Rezension

Roman mit kriminellen Elementen

Rheinblick - Brigitte Glaser

Rheinblick
von Brigitte Glaser

In ihrem neuen Roman aus der und über die Bonner Republik geht es dieses Mal nicht um Konrad Adenauer, sondern um Willy Brandt. Er führt den Leser in die Zeit von 1972. Bonn ist ein kleines, beschauliches Städtchen, in welchem große Politik gemacht wird. Politiker, Parlamentarier, Presseleute, Studenten und andere Menschen treffen hier aufeinander. Es ein Schmelztiegel von Intrigen und Kompromissen.

Zentrale Hauptfigur ist Hilde Kessel, die Wirtin des Lokals „Rheinblick", in welchem sich Parlamentarier aller Parteien und Journalisten die Klinke in die Hand geben. Es ist Wahlkampf in der Republik. Obwohl das Restaurant gegenüber des Bundestags ein Ort der Verschwiegenheit ist, hat Hilde diesbezüglich einmal einen Fehler in ihrem Leben gemacht. Dadurch ist sie erpressbar. Zweite Figur ist Sonia Engel, eine Logopädin, die den frisch gewählten Bundeskanzler während seines totalen Stimmenausfalls behandeln soll. Unerfahren in Sachen Politik möchte sie ihre Schwester finden, die verschwunden ist. Auch sie gelangt deswegen unter Druck.

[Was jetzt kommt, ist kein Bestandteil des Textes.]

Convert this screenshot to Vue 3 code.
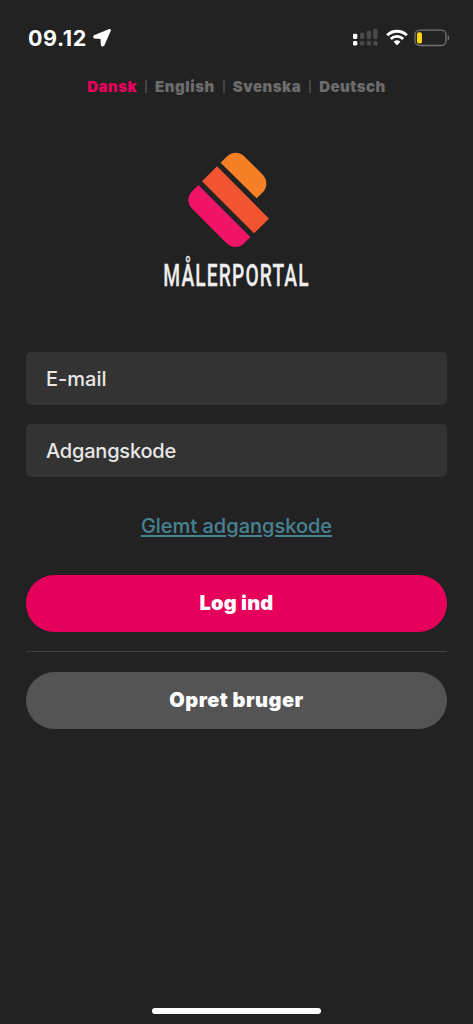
<script setup>
const languages = ['Dansk', 'English', 'Svenska', 'Deutsch']
const bars = [
  { x: 0, y: 5 },
  { x: 7, y: 4 },
  { x: 13.7, y: 2 },
  { x: 20.3, y: 0 }
]
</script>

<template>
  <main class="screen">
    <header class="status">
      <div class="clock">
        <span class="time">09.12</span>
        <svg class="arrow" width="20" height="20" viewBox="0 0 20 20">
          <path d="M17.6 1.8 2.3 8.1Q1.5 9.2 2.5 9.8L9.2 10.2 9.7 17Q10.4 18.3 11.6 17.2L18 2.8Q18.3 1.7 17.6 1.8Z" fill="#fff" stroke="#fff" stroke-width="1.6" stroke-linejoin="round" />
        </svg>
      </div>
      <div class="indicators">
        <svg width="27" height="19" viewBox="0 0 27 19">
          <g v-for="(bar, i) in bars" :key="bar.x" :fill="i ? '#4a4a4a' : '#fff'">
            <rect :x="bar.x" :y="bar.y + 0.8" width="4.3" :height="10.3 - bar.y" rx="1.4" />
            <rect :x="bar.x" y="13" width="4.3" height="4.6" rx="1.4" />
          </g>
        </svg>
        <svg width="22" height="17" viewBox="0 0 22 17" fill="none" stroke="#fff" stroke-width="2.9">
          <path d="M1.2 6.2Q5.3 2.2 11 2.2T20.8 6.2" />
          <path d="M4.8 10Q7.5 7.4 11 7.4T17.2 10" />
          <path d="M7.6 12.7Q11 9.8 14.4 12.7L11.6 15.7Q11 16.3 10.4 15.7Z" fill="#fff" stroke="none" />
        </svg>
        <svg width="36" height="18" viewBox="0 0 36 18">
          <rect x="1" y="1.2" width="31" height="15.3" rx="4.7" fill="none" stroke="#737373" stroke-width="1.3" />
          <rect x="3" y="3.2" width="5" height="11.4" rx="2" fill="#ffd60a" />
          <path d="M33.6 6.1Q35.3 7 35.3 8.9T33.6 11.6Z" fill="#737373" />
        </svg>
      </div>
    </header>

    <nav class="languages">
      <template v-for="(language, i) in languages" :key="language">
        <i v-if="i" class="divider"></i>
        <a :class="{ active: i === 0 }">{{ language }}</a>
      </template>
    </nav>

    <svg class="logo" width="170" height="160" viewBox="0 0 510 480">
      <path fill="#f58025" d="M212 68 229 51Q242 38 257 38Q272 38 284 50L337 103Q349 115 349 131Q349 146 337 158L320 175Z" />
      <path fill="#f15430" d="M201 79 357 236 312 280 156 124Z" />
      <path fill="#ef1465" d="M145 135 301 291 284 308Q272 321 257 321Q241 321 229 309L128 208Q115 195 115 180Q115 165 128 152Z" />
      <text transform="translate(40 437) scale(.62 1)">MÅLERPORTAL</text>
    </svg>

    <form class="form" @submit.prevent>
      <div class="field"><span class="email">E-mail</span></div>
      <div class="field"><span class="password">Adgangskode</span></div>
      <a class="forgot">Glemt adgangskode</a>
      <button class="login">Log ind</button>
      <hr />
      <button class="create">Opret bruger</button>
    </form>

    <div class="home"></div>
  </main>
</template>

<style>
body { background: #222; }
</style>

<style scoped>
.screen {
  box-sizing: border-box;
  display: flex;
  flex-direction: column;
  height: 1024px;
  background: #222;
  color: #fff;
  font-family: Inter, "Liberation Sans", sans-serif;
}
.status {
  display: flex;
  justify-content: space-between;
  height: 76px;
  padding: 0 23px 0 28px;
  box-sizing: border-box;
}
.clock {
  display: flex;
  height: 75px;
  align-items: center;
}
.time {
  width: 60px;
  font-size: 21.5px;
  font-weight: 700;
  letter-spacing: .6px;
}
.arrow { margin-left: 4px; }
.indicators {
  display: flex;
  align-items: center;
  height: 75px;
  gap: 6px;
}
.languages {
  display: flex;
  justify-content: center;
  align-items: center;
  height: 21px;
  gap: 8px;
  color: #6c6c6c;
  font-size: 15px;
  font-weight: 900;
  letter-spacing: .5px;
}
.active { color: #e6005c; }
.divider {
  width: 2px;
  height: 13px;
  background: #444;
}
.logo {
  display: block;
  margin: 43px 0 0 150px;
}
.logo text {
  fill: #eee;
  stroke: #eee;
  stroke-width: .8px;
  font-family: Roboto, sans-serif;
  font-size: 93px;
  font-weight: 500;
  letter-spacing: 5.5px;
}
.form {
  display: flex;
  flex-direction: column;
  margin: 52px 26px 0;
}
.field {
  box-sizing: border-box;
  height: 53px;
  margin-bottom: 19px;
  padding-left: 20px;
  border-radius: 5px;
  background: #333;
  color: #e8e8e8;
  font-size: 20px;
  font-weight: 500;
  line-height: 55px;
}
.password { letter-spacing: -.2px; }
.forgot {
  align-self: center;
  height: 28px;
  margin: 17px 0 34px;
  color: #468494;
  font-size: 20px;
  font-weight: 500;
  line-height: 27px;
  text-decoration: underline;
  text-decoration-thickness: 1.5px;
  text-underline-offset: 2px;
}
button {
  height: 57px;
  padding: 0 0 1px;
  border: 0;
  border-radius: 29px;
  color: #fff;
  font: 900 20px Inter, sans-serif;
}
.login { background: #e6005c; letter-spacing: .2px; }
.create { background: #545454; letter-spacing: .45px; }
hr {
  width: 100%;
  height: 1px;
  margin: 19px 0 20px;
  border: 0;
  background: #424242;
}
.home {
  width: 169px;
  height: 6px;
  margin: auto auto 10px 152px;
  border-radius: 3px;
  background: #fff;
}
</style>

Von Beginn an stellt sich die Frage, ob es sich um einen Kriminalroman mit politischem Flair oder einen Roman mit kriminellen Elementen handelt. Ich würde Letzterem zustimmen. Denn die Kriminalhandlung ist nicht so tiefgreifend, dass sie alles durchdringt und den Leser zwingt, bis zum Ende zu lesen. Im Roman sind die Beziehungsgeflechte zwischen den Menschen unterschiedlichster Couleur sehr breit dargestellt. An historischem Material erfährt der Leser, welche Umstände dazu führten, dass Willy Brandt Kanzler wurde und welche Machtspiele dazu führten, dass er von diesem Amt zurücktrat. Die Gespräche über Politik zwischen den Parlamentariern nehmen einen großen Raum ein. Man muss sie mögen, um bis zum Ende zu lesen.

Dennoch ist es ein historischer Roman der jüngsten Vergangenheit, der die politischen Ereignisse sehr gut in ein fiktives Umfeld setzt. Über den Weg der Unterhaltung wird bei manchem Leser die eine oder andere Gedächtnislücke bereinigt.